Thanks for asking. See you at OSCON.

Cere Davis

"This was the first talk I'd been to since Etech and given my inability to concentrate on such things I realized how boring talks can be without the distraction of Etech's ranks of laptops and Wi-Fi. I desperately wanted to exchange instant messages with friends about what was going on or force myself to concentrate by getting stuck into some collaborative note-taking. Looking at your neighbor's notepad just isn't the same."

If education were like Etech all the time, as opposed to just for three days, there'd never be any problem getting students to attend classes. I've never found an environment so automatically accommodating to the needs of a thousand people, without breaking the fragile social connections that bind them.

Hydra, the Rendezvous editor, has totally surpassed all the possibilities I could dream of for workflow shifts.

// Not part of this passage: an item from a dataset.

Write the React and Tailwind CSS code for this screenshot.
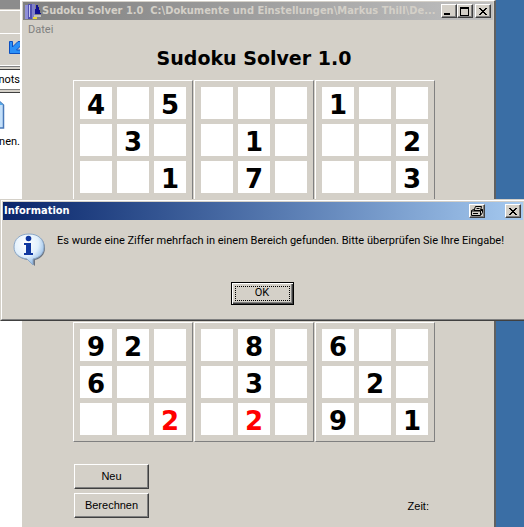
const ui = "font-['Roboto','DejaVu_Sans',sans-serif]";
const uiBold = "font-['DejaVu_Sans_Condensed','DejaVu_Sans',sans-serif] font-bold";

const boxes = [
  ["4", "", "5", "", "3", "", "", "", "1"],
  ["", "", "", "", "1", "", "", "7", ""],
  ["1", "", "", "", "", "2", "", "", "3"],
  ["", "", "", "", "", "", "", "", ""],
  ["", "", "", "", "", "", "", "", ""],
  ["", "", "", "", "", "", "", "", ""],
  ["9", "2", "", "6", "", "", "", "", "!2"],
  ["", "8", "", "", "3", "", "", "!2", ""],
  ["6", "", "", "", "2", "", "9", "", "1"],
];

const raised =
  "border border-t-white border-l-white border-r-[#404040] border-b-[#404040] bg-[#d4d0c8] shadow-[inset_-1px_-1px_0_#808080]";

function CaptionButton({ label, children }) {
  return (
    <button aria-label={label} className={`flex h-[14px] w-4 shrink-0 items-center justify-center ${raised}`}>
      {children}
    </button>
  );
}

function CloseGlyph() {
  return (
    <svg width="8" height="7" viewBox="0 0 8 7" shapeRendering="crispEdges" fill="#000" className="mr-px">
      <path d="M0 0h2v1h1v1h2v-1h1v-1h2v1h-1v1h-1v1h-1v1h1v1h1v1h1v1h-2v-1h-1v-1h-2v1h-1v1h-2v-1h1v-1h1v-1h1v-1h-1v-1h-1v-1h-1z" />
    </svg>
  );
}

function Cell({ value, name }) {
  const wrong = value.startsWith("!");
  return (
    <input
      aria-label={name}
      defaultValue={value.replace("!", "")}
      className={`size-8 bg-white pt-[3px] text-center font-['DejaVu_Sans',sans-serif] text-[26px] leading-7 font-bold outline-none ${wrong ? "text-[#ff0000]" : "text-black"}`}
    />
  );
}

function Explorer() {
  return (
    <div className={`absolute inset-y-0 left-0 w-5 overflow-hidden bg-white text-[11px] ${ui}`}>
      <div className="h-[9px] bg-[#8c8c8c]" />
      <div className="h-px bg-[#d4d0c8]" />
      <div className="h-6 border-t border-b border-t-white border-b-white bg-[#d4d0c8]" />
      <div className="flex h-8 items-start justify-end border-b border-white bg-[#d4d0c8] pt-[7px]">
        <svg width="11" height="13" viewBox="0 0 11 13">
          <path d="M.5 .5h3v5.500L9 .5h4v3L7.500 9H13v3.500H.5z" fill="#2a90f8" stroke="#0b4fc0" />
        </svg>
      </div>
      <div className="h-1 border-t border-b border-t-[#808080] border-b-[#404040] bg-[#d4d0c8]" />
      <div className="flex h-[19px] items-center justify-end leading-4">nots</div>
      <div className="h-1 border-t border-b border-t-[#808080] border-b-[#404040] bg-[#d4d0c8]" />
      <svg className="mt-[7px] block" width="6" height="30" viewBox="0 0 6 30">
        <path d="M-8 1H-1L3.500 5V28H-8z" fill="#c4e0fa" stroke="#4878b8" strokeWidth="1.500" />
        <path d="M-1 1v4h4.500z" fill="#58a8e8" />
      </svg>
      <div className="mt-1 flex justify-end leading-4">nen.</div>
    </div>
  );
}

function SolverWindow() {
  return (
    <main className="absolute inset-y-0 right-7 left-5 border-t border-r-2 border-l-2 border-t-white border-r-[#606060] border-l-white bg-[#d4d0c8]">
      <header className="mx-px mt-px flex h-[18px] items-center bg-linear-to-r from-[#808080] to-[#c0c0c0] pr-[2px] pl-[2px]">
        <svg width="17" height="17" viewBox="0 0 17 17" className="shrink-0" shapeRendering="crispEdges">
          <path d="M0 2h3v14H0z" fill="#9090d8" />
          <path d="M3 1h4v15H3z" fill="#5050b0" />
          <path d="M4 2h1v12H4z" fill="#c8c8f0" />
          <path d="M7 1h3v15H7z" fill="#8080c8" />
          <path d="M11 2h2l3 9h-6z" fill="#101090" />
          <path d="M9 12h7v2H9z" fill="#c0c0c0" />
          <path d="M8 14h4v2H8z" fill="#e8d838" />
        </svg>
        <h1 className={`min-w-0 flex-1 truncate whitespace-pre text-[11px] leading-4 text-[#d4d0c8] ${uiBold}`}>
          {"Sudoku Solver 1.0  C:\\Dokumente und Einstellungen\\Markus Thill\\De..."}
        </h1>
        <div className="ml-1 flex">
          <CaptionButton label="Minimieren">
            <span className="mt-[6px] mr-1 h-[2px] w-[6px] bg-black" />
          </CaptionButton>
          <CaptionButton label="Maximieren">
            <span className="mr-px h-[9px] w-[9px] border border-t-2 border-black" />
          </CaptionButton>
          <span className="w-[2px]" />
          <CaptionButton label="Schließen">
            <CloseGlyph />
          </CaptionButton>
        </div>
      </header>
      <nav className="flex h-5 items-center pl-[6px]">
        <button disabled className={`text-[11px] text-[#808080] ${ui}`}>Datei</button>
      </nav>
      <h2 className="mt-1 mb-2 ml-[51px] w-[362px] text-center font-['DejaVu_Sans',sans-serif] text-[19px] leading-7 font-bold">
        Sudoku Solver 1.0
      </h2>
      <div className="ml-[51px] grid w-[362px] grid-cols-3 gap-px">
        {boxes.map((box, b) => (
          <div
            key={b}
            className="grid grid-cols-3 gap-[5px] border border-t-white border-r-[#808080] border-b-[#808080] border-l-white p-[6px]"
          >
            {box.map((v, i) => (
              <Cell key={i} value={v} name={`Block ${b + 1}, Feld ${i + 1}`} />
            ))}
          </div>
        ))}
      </div>
      <div className="mt-[22px] mr-[65px] ml-[52px] flex items-end justify-between font-['Liberation_Sans',sans-serif] text-[11px]">
        <div className="flex flex-col gap-1">
          <button className={`h-[25px] w-[75px] ${raised}`}>Neu</button>
          <button className={`h-[25px] w-[75px] ${raised}`}>Berechnen</button>
        </div>
        <p className="mb-1">Zeit:</p>
      </div>
    </main>
  );
}

function InformationDialog() {
  return (
    <section
      role="dialog"
      aria-labelledby="dialog-title"
      className={`absolute inset-x-0 top-[199px] border-t border-b border-l border-t-[#d4d0c8] border-b-[#404040] border-l-[#d4d0c8] bg-[#d4d0c8] text-[11px] ${ui}`}
    >
      <div className="border-t border-b border-l border-t-white border-b-[#808080] border-l-white pt-px pb-[14px] pl-px">
        <header className="mr-px flex h-[18px] items-center bg-linear-to-r from-[#0a246a] to-[#a6caf0] pr-[2px] pl-px">
          <h2 id="dialog-title" className={`flex-1 text-white ${uiBold}`}>Information</h2>
          <CaptionButton label="Drucken">
            <svg width="12" height="10" viewBox="0 0 12 10" className="mr-px shrink-0" fill="#d4d0c8" stroke="#000">
              <path d="M.5 4.500l2-1h9v3l-2 3h-9z" />
              <path d="M3 4.500L4.500 .5h6L9.500 4.500z" />
              <path d="M.5 5h9v4M9.500 5.500l2-2M2 7.500h5M5.500 2.500h3" fill="none" />
            </svg>
          </CaptionButton>
          <span className="w-5" />
          <CaptionButton label="Schließen">
            <CloseGlyph />
          </CaptionButton>
        </header>
        <div className="flex gap-[11px] pt-[13px] pl-[10px]">
          <svg width="33" height="34" viewBox="0 0 33 34" className="shrink-0">
            <defs>
              <radialGradient id="bubble" cx="40%" cy="30%" r="75%">
                <stop offset="0" stopColor="#fff" />
                <stop offset=".55" stopColor="#e2f0fc" />
                <stop offset="1" stopColor="#7faee0" />
              </radialGradient>
            </defs>
            <path d="M17 2c9 0 15 5 15 13 0 7-5 11-10 12v6l-7-6C7 26 2 22 2 15 2 7 8 2 17 2z" fill="#485468" opacity=".75" />
            <path d="M16 1c9 0 15 5 15 13 0 7-5 11-11 12v6l-6-6C6 25 1 21 1 14 1 6 7 1 16 1z" fill="url(#bubble)" stroke="#8ca8c8" />
            <circle cx="15.500" cy="5.500" r="2.800" fill="#1038a0" />
            <path d="M12 10h6v10h2v2h-9v-2h2v-8h-2v-2z" fill="#1038a0" />
          </svg>
          <p className="leading-4 whitespace-nowrap">
            Es wurde eine Ziffer mehrfach in einem Bereich gefunden. Bitte überprüfen Sie Ihre Eingabe!
          </p>
        </div>
        <div className="mt-[15px] mr-[3px] flex justify-center">
          <button className="h-[23px] w-[63px] border border-black bg-[#d4d0c8] p-[3px] shadow-[inset_1px_1px_0_#fff,inset_-1px_-1px_0_#404040,inset_-2px_-2px_0_#808080]">
            <span className="flex h-full items-center justify-center border border-dotted border-black">OK</span>
          </button>
        </div>
      </div>
    </section>
  );
}

export default function App() {
  return (
    <div className="relative h-screen overflow-hidden bg-[#3a6ea5] text-black">
      <Explorer />
      <SolverWindow />
      <InformationDialog />
    </div>
  );
}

The user interface alone makes CVS merging amazingly simple. I'm glad I was a participant in that; it's not something I'll ever forget.

The best venue of the entire week was the balcony eating area upstairs. From dawn until midnight it was continually populated, for four solid days, a thriving ebb and flow of a community that had never been in the same room like this, somehow coexisting and interacting beautifully.

Something I have missed forever since is a target market for my thoughts. I found myself submerged, unexpectedly, in an ocean of people who care about similar things as myself--social software, adaptive networks--the reasons I came! Deciding that my role in the conference would be "catalyst," I was able to connect two people four times, to some effect; the ripples have spread in several directions, and I think they're for good (for instance, Esther Dyson now has a blog).

The chance to do that, just for a day, would entice me more than any job in my life has offered. The chance to do that for a year in an educational setting would change my life. Thank you for the three best days this year.